Pull every line containing "screenshot" from the entries.

Materials provided
---------------

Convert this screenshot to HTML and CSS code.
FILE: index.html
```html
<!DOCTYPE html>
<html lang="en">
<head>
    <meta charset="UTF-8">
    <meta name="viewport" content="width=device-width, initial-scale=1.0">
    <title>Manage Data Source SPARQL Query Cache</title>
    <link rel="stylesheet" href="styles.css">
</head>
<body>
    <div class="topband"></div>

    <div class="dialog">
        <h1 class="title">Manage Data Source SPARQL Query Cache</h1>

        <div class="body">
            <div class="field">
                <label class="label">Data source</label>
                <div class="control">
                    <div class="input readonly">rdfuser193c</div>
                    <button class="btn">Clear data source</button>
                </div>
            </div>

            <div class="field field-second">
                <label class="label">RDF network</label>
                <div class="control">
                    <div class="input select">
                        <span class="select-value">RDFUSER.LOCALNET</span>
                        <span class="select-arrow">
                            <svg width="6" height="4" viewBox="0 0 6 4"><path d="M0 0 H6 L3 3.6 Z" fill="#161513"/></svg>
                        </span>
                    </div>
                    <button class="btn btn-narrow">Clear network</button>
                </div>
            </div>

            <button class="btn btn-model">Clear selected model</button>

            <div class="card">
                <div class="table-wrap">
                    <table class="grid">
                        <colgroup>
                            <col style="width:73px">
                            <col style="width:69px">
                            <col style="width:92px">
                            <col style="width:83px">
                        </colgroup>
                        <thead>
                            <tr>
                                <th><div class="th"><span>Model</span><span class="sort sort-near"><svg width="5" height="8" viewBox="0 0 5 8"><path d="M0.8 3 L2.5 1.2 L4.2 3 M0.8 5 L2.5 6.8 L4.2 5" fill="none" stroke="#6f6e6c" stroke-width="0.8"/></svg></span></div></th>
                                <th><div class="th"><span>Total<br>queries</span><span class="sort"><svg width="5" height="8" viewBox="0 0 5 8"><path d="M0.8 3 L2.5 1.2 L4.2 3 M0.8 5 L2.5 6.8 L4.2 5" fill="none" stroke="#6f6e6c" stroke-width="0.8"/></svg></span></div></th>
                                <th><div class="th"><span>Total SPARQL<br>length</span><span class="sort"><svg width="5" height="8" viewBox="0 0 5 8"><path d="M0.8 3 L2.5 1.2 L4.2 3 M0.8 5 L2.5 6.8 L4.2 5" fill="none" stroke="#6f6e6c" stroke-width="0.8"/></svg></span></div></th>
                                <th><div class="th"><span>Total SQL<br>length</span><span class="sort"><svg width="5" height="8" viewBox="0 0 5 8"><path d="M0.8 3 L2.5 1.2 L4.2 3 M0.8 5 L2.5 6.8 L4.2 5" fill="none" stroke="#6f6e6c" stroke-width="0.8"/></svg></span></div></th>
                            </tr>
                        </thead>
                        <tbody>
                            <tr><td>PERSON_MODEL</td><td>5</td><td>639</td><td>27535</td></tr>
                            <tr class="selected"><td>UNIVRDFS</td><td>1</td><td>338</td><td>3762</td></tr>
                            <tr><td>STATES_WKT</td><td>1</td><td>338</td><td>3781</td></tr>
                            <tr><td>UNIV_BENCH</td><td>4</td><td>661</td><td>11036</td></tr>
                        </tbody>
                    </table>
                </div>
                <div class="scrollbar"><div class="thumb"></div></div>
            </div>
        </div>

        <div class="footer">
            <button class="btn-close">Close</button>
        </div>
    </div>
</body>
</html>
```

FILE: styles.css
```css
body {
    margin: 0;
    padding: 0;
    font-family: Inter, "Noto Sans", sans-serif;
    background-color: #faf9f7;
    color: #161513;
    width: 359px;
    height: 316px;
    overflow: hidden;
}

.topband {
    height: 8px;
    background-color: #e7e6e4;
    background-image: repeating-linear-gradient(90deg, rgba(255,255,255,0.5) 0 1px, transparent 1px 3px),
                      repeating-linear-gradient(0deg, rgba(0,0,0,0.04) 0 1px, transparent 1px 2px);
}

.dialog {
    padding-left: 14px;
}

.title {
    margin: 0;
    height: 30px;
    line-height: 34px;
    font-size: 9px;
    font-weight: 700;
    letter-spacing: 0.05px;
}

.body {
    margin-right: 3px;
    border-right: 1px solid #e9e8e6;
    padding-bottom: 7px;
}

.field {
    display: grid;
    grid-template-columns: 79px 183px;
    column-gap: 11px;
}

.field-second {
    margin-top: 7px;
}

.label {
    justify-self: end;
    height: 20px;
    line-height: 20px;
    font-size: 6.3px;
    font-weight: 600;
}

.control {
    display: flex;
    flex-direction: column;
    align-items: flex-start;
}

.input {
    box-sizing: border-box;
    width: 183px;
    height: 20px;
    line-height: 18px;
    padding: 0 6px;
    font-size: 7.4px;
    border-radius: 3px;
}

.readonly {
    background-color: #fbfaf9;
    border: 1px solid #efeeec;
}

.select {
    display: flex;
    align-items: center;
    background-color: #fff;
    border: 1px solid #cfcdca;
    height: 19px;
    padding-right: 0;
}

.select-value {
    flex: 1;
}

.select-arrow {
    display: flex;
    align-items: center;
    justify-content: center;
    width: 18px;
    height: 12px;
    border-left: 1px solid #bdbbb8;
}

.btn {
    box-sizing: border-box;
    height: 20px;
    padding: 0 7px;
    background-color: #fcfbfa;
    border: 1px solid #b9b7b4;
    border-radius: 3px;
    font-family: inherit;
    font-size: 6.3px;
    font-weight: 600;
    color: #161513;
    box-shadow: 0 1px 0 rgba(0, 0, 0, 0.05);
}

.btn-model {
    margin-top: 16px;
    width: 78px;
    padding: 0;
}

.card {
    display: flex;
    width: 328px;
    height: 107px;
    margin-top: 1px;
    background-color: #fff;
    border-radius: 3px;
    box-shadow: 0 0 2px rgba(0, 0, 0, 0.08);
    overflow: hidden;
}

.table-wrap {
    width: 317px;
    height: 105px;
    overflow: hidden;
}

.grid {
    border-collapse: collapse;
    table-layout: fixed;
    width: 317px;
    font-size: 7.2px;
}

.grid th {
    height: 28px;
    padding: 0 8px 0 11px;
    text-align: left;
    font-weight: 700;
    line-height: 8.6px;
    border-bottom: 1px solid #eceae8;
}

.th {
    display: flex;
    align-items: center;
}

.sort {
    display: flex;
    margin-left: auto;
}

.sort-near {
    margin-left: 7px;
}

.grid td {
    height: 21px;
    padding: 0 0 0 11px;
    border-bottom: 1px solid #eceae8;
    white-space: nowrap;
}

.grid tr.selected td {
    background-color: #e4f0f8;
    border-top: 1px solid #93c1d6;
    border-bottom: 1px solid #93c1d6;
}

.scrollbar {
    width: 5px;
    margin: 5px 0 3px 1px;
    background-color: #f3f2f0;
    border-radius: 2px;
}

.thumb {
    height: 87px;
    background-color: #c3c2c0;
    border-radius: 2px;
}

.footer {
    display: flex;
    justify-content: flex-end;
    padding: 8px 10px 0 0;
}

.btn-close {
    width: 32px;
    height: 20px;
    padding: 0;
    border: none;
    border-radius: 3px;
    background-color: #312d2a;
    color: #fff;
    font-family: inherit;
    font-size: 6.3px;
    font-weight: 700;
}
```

---------------

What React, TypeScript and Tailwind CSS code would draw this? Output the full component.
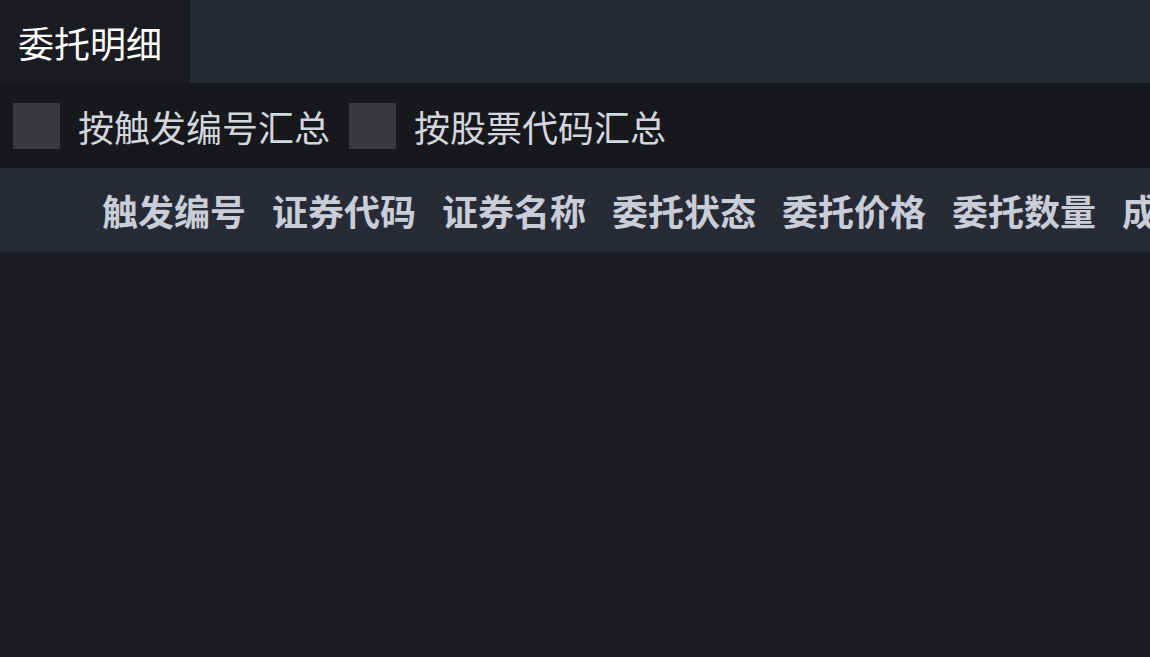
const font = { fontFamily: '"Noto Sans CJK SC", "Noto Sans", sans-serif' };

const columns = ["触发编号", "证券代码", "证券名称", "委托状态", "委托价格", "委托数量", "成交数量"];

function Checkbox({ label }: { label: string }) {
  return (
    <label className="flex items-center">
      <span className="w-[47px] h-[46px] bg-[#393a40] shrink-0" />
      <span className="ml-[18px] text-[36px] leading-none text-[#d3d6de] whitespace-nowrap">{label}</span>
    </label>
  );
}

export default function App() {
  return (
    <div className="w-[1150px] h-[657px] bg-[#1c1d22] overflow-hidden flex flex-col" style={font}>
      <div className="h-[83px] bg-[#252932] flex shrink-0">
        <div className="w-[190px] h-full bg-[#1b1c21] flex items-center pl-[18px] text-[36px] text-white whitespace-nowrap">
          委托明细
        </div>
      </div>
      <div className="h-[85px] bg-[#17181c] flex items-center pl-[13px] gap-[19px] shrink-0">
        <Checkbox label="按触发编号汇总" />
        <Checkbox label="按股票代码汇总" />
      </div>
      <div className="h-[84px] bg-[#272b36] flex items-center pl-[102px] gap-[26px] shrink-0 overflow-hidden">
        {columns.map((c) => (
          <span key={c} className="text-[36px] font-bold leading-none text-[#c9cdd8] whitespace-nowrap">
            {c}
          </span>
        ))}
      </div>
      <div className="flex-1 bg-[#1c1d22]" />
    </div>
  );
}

---------------

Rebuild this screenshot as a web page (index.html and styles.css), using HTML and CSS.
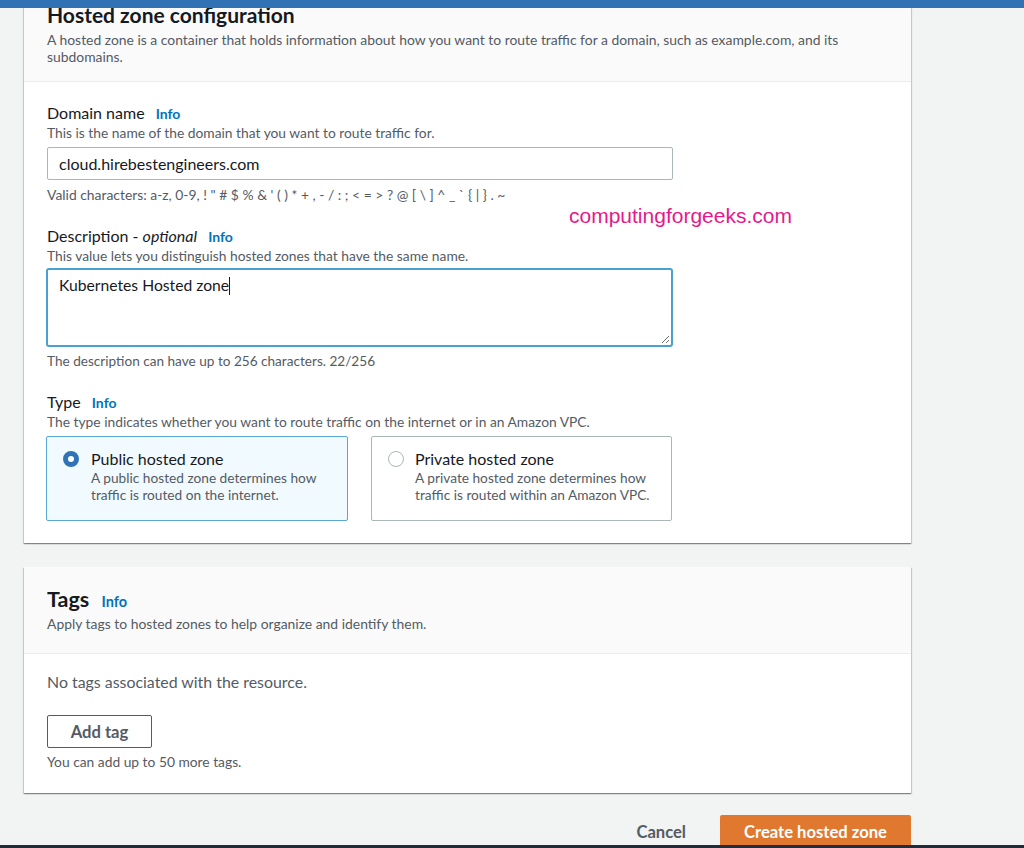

---------------

Response
Convert this screenshot to HTML and CSS code.
Rebuild this screenshot as a web page (index.html and styles.css), using HTML and CSS.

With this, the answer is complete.